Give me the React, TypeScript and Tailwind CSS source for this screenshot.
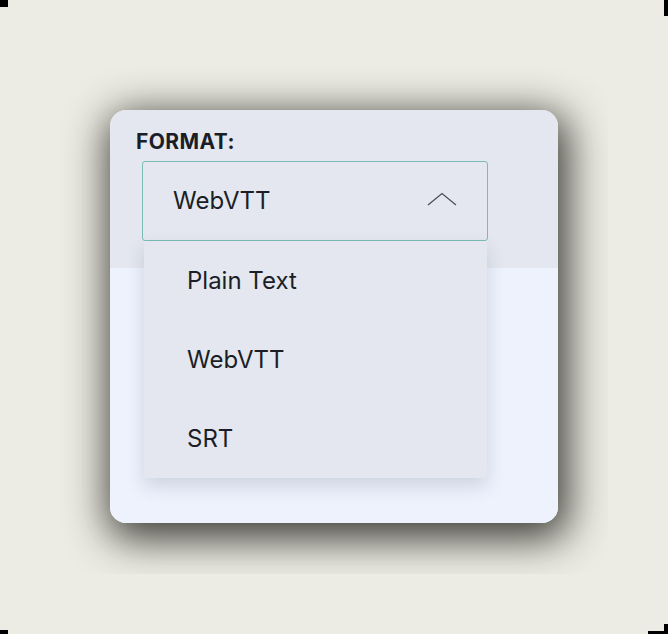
import React from "react";

const options = ["Plain Text", "WebVTT", "SRT"];

const ChevronUp: React.FC = () => (
  <svg width="30" height="14" viewBox="0 0 30 14" fill="none" className="block -mt-[4px]">
    <path d="M1 13 L15 1.5 L29 13" stroke="#4b4f57" strokeWidth="1.3" />
  </svg>
);

const App: React.FC = () => {
  return (
    <div
      className="relative w-[668px] h-[634px] bg-[#ecece4] overflow-hidden"
      style={{ fontFamily: "Inter, 'Noto Sans', sans-serif" }}
    >
      {/* crop marks */}
      <div className="absolute left-0 top-0 w-[8px] h-[7px] bg-black" />
      <div className="absolute right-0 top-0 w-[4px] h-[16px] bg-black" />
      <div className="absolute left-0 bottom-0 w-[8px] h-[4px] bg-black" />
      <div className="absolute right-0 bottom-0 w-[20px] h-[3px] bg-black" />
      <div className="absolute right-0 bottom-0 w-[4px] h-[10px] bg-black" />

      <div className="pt-[60px] pl-[60px]">
        <div className="w-[548px] h-[514px] overflow-hidden p-[50px]">
          {/* Card */}
          <div className="relative w-[448px] h-[413px] rounded-2xl flex flex-col shadow-[4px_10px_40px_6px_rgba(30,30,25,0.85)]">
            {/* Top Section */}
            <div className="h-[158px] bg-[#e4e7ef] rounded-t-2xl pl-[26px] pt-[19px]">
              <div className="text-[21px] leading-[26px] font-bold tracking-[0.02em] text-[#1b1e26]">
                FORMAT:
              </div>
              <div className="mt-[6px] ml-[6px] w-[346px] h-[80px] border border-[#7bbab5] rounded-[3px] flex items-center justify-between pl-[30px] pr-[30px]">
                <span className="text-[24px] text-[#1b1e26]">WebVTT</span>
                <ChevronUp />
              </div>
            </div>

            {/* Lower Section */}
            <div className="flex-1 bg-[#edf2fd] rounded-b-2xl" />

            {/* Dropdown Menu */}
            <div className="absolute left-[34px] top-[131px] w-[343px] bg-[#e4e7ef] rounded-b-[3px] shadow-[0_8px_18px_rgba(60,70,90,0.18)]">
              {options.map((opt) => (
                <div
                  key={opt}
                  className="h-[79px] flex items-center pl-[43px] text-[24px] text-[#1b1e26]"
                >
                  {opt}
                </div>
              ))}
            </div>
          </div>
        </div>
      </div>
    </div>
  );
};

export default App;
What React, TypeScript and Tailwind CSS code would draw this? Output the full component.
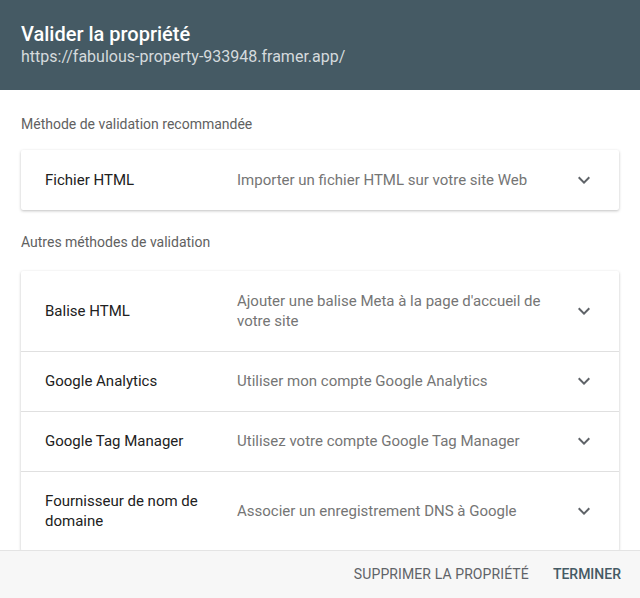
import * as React from 'react'

const Chevron = () => (
  <svg width="24" height="24" viewBox="0 0 24 24" className="shrink-0 -my-[2px] text-[#5f6368]">
    <path d="M7.41 8.59 12 13.17l4.59-4.58L18 10l-6 6-6-6 1.41-1.41z" fill="currentColor" />
  </svg>
)

const Row = ({ title, desc, border }: { title: string; desc: string; border?: boolean }) => (
  <div className={`flex items-center pl-6 pr-[23px] pb-5 ${border ? 'pt-[19px] border-t border-[#e0e0e0]' : 'pt-5'}`}>
    <div className="w-[192px] shrink-0 pr-4 text-[15px] leading-5 text-[#212121]">{title}</div>
    <div className="flex-1 pr-4 text-[15px] leading-5 text-[#757575]">{desc}</div>
    <Chevron />
  </div>
)

export default function App() {
  return (
    <div className="w-[640px] h-[598px] flex flex-col bg-white font-['Roboto',sans-serif] overflow-hidden">
      <div className="h-[90px] shrink-0 bg-[#455a64] px-[21px] pt-[21px]">
        <h1 className="text-[20px] leading-[26px] font-medium text-white">Valider la propriété</h1>
        <p className="text-[16px] leading-5 text-[#d5dadd]">https://fabulous-property-933948.framer.app/</p>
      </div>

      <div className="flex-1 overflow-hidden px-[21px]">
        <p className="pt-6 text-[14px] leading-5 text-[#616161]">Méthode de validation recommandée</p>
        <div className="mt-4 bg-white rounded-[2px] shadow-[0_1px_3px_rgba(0,0,0,0.25)]">
          <Row title="Fichier HTML" desc="Importer un fichier HTML sur votre site Web" />
        </div>

        <p className="mt-[22px] text-[14px] leading-5 text-[#616161]">Autres méthodes de validation</p>
        <div className="mt-[19px] bg-white rounded-[2px] shadow-[0_1px_3px_rgba(0,0,0,0.25)]">
          <Row title="Balise HTML" desc="Ajouter une balise Meta à la page d'accueil de votre site" />
          <Row border title="Google Analytics" desc="Utiliser mon compte Google Analytics" />
          <Row border title="Google Tag Manager" desc="Utilisez votre compte Google Tag Manager" />
          <Row border title="Fournisseur de nom de domaine" desc="Associer un enregistrement DNS à Google" />
        </div>
      </div>

      <div className="h-[48px] shrink-0 bg-[#f7f7f7] border-t border-[#e4e4e4] flex items-center justify-end gap-6 pr-[19px]">
        <button className="text-[14px] uppercase text-[#5f6368] tracking-[0.1px]">Supprimer la propriété</button>
        <button className="text-[14px] uppercase font-medium text-[#455a64]">Terminer</button>
      </div>
    </div>
  )
}
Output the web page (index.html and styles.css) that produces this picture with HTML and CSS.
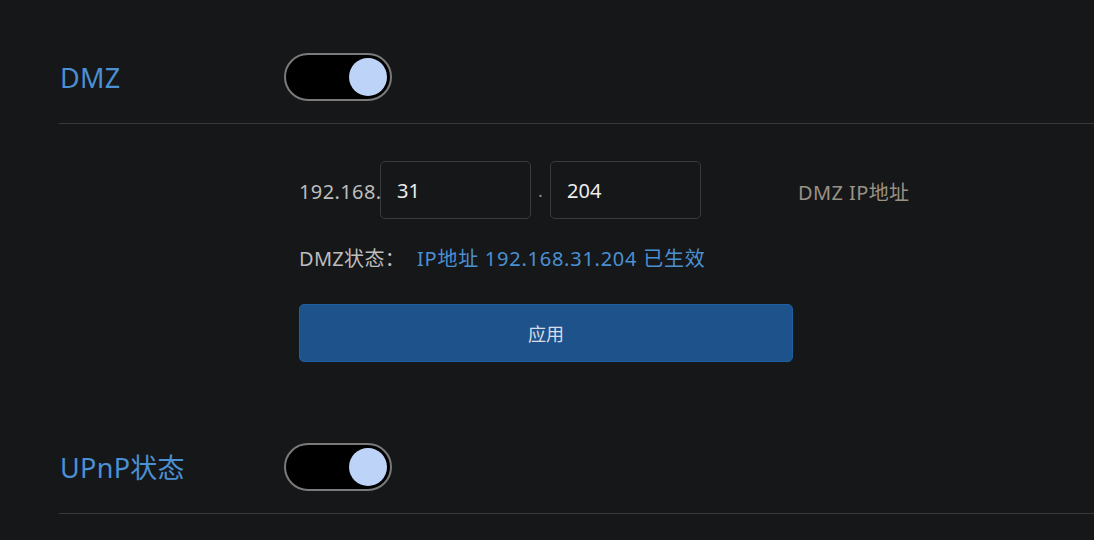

= = = = = = =

> _WRITTEN PROBLEM_:
Strip out the pictures and quote the remaining data word for word.

> _RESPONSE TO THE TASK_:
Give me the React, TypeScript and Tailwind CSS source for this screenshot.
import React from "react";

const options = ["Plain Text", "WebVTT", "SRT"];

const ChevronUp: React.FC = () => (
  <svg width="30" height="14" viewBox="0 0 30 14" fill="none" className="block -mt-[4px]">
    <path d="M1 13 L15 1.5 L29 13" stroke="#4b4f57" strokeWidth="1.3" />
  </svg>
);

const App: React.FC = () => {
  return (
    <div
      className="relative w-[668px] h-[634px] bg-[#ecece4] overflow-hidden"
      style={{ fontFamily: "Inter, 'Noto Sans', sans-serif" }}
    >
      {/* crop marks */}
      <div className="absolute left-0 top-0 w-[8px] h-[7px] bg-black" />
      <div className="absolute right-0 top-0 w-[4px] h-[16px] bg-black" />
      <div className="absolute left-0 bottom-0 w-[8px] h-[4px] bg-black" />
      <div className="absolute right-0 bottom-0 w-[20px] h-[3px] bg-black" />
      <div className="absolute right-0 bottom-0 w-[4px] h-[10px] bg-black" />

      <div className="pt-[60px] pl-[60px]">
        <div className="w-[548px] h-[514px] overflow-hidden p-[50px]">
          {/* Card */}
          <div className="relative w-[448px] h-[413px] rounded-2xl flex flex-col shadow-[4px_10px_40px_6px_rgba(30,30,25,0.85)]">
            {/* Top Section */}
            <div className="h-[158px] bg-[#e4e7ef] rounded-t-2xl pl-[26px] pt-[19px]">
              <div className="text-[21px] leading-[26px] font-bold tracking-[0.02em] text-[#1b1e26]">
                FORMAT:
              </div>
              <div className="mt-[6px] ml-[6px] w-[346px] h-[80px] border border-[#7bbab5] rounded-[3px] flex items-center justify-between pl-[30px] pr-[30px]">
                <span className="text-[24px] text-[#1b1e26]">WebVTT</span>
                <ChevronUp />
              </div>
            </div>

            {/* Lower Section */}
            <div className="flex-1 bg-[#edf2fd] rounded-b-2xl" />

            {/* Dropdown Menu */}
            <div className="absolute left-[34px] top-[131px] w-[343px] bg-[#e4e7ef] rounded-b-[3px] shadow-[0_8px_18px_rgba(60,70,90,0.18)]">
              {options.map((opt) => (
                <div
                  key={opt}
                  className="h-[79px] flex items-center pl-[43px] text-[24px] text-[#1b1e26]"
                >
                  {opt}
                </div>
              ))}
            </div>
          </div>
        </div>
      </div>
    </div>
  );
};

export default App;
What React, TypeScript and Tailwind CSS code would draw this? Output the full component.
import * as React from 'react'

const Chevron = () => (
  <svg width="24" height="24" viewBox="0 0 24 24" className="shrink-0 -my-[2px] text-[#5f6368]">
    <path d="M7.41 8.59 12 13.17l4.59-4.58L18 10l-6 6-6-6 1.41-1.41z" fill="currentColor" />
  </svg>
)

const Row = ({ title, desc, border }: { title: string; desc: string; border?: boolean }) => (
  <div className={`flex items-center pl-6 pr-[23px] pb-5 ${border ? 'pt-[19px] border-t border-[#e0e0e0]' : 'pt-5'}`}>
    <div className="w-[192px] shrink-0 pr-4 text-[15px] leading-5 text-[#212121]">{title}</div>
    <div className="flex-1 pr-4 text-[15px] leading-5 text-[#757575]">{desc}</div>
    <Chevron />
  </div>
)

export default function App() {
  return (
    <div className="w-[640px] h-[598px] flex flex-col bg-white font-['Roboto',sans-serif] overflow-hidden">
      <div className="h-[90px] shrink-0 bg-[#455a64] px-[21px] pt-[21px]">
        <h1 className="text-[20px] leading-[26px] font-medium text-white">Valider la propriété</h1>
        <p className="text-[16px] leading-5 text-[#d5dadd]">https://fabulous-property-933948.framer.app/</p>
      </div>

      <div className="flex-1 overflow-hidden px-[21px]">
        <p className="pt-6 text-[14px] leading-5 text-[#616161]">Méthode de validation recommandée</p>
        <div className="mt-4 bg-white rounded-[2px] shadow-[0_1px_3px_rgba(0,0,0,0.25)]">
          <Row title="Fichier HTML" desc="Importer un fichier HTML sur votre site Web" />
        </div>

        <p className="mt-[22px] text-[14px] leading-5 text-[#616161]">Autres méthodes de validation</p>
        <div className="mt-[19px] bg-white rounded-[2px] shadow-[0_1px_3px_rgba(0,0,0,0.25)]">
          <Row title="Balise HTML" desc="Ajouter une balise Meta à la page d'accueil de votre site" />
          <Row border title="Google Analytics" desc="Utiliser mon compte Google Analytics" />
          <Row border title="Google Tag Manager" desc="Utilisez votre compte Google Tag Manager" />
          <Row border title="Fournisseur de nom de domaine" desc="Associer un enregistrement DNS à Google" />
        </div>
      </div>

      <div className="h-[48px] shrink-0 bg-[#f7f7f7] border-t border-[#e4e4e4] flex items-center justify-end gap-6 pr-[19px]">
        <button className="text-[14px] uppercase text-[#5f6368] tracking-[0.1px]">Supprimer la propriété</button>
        <button className="text-[14px] uppercase font-medium text-[#455a64]">Terminer</button>
      </div>
    </div>
  )
}
Output the web page (index.html and styles.css) that produces this picture with HTML and CSS.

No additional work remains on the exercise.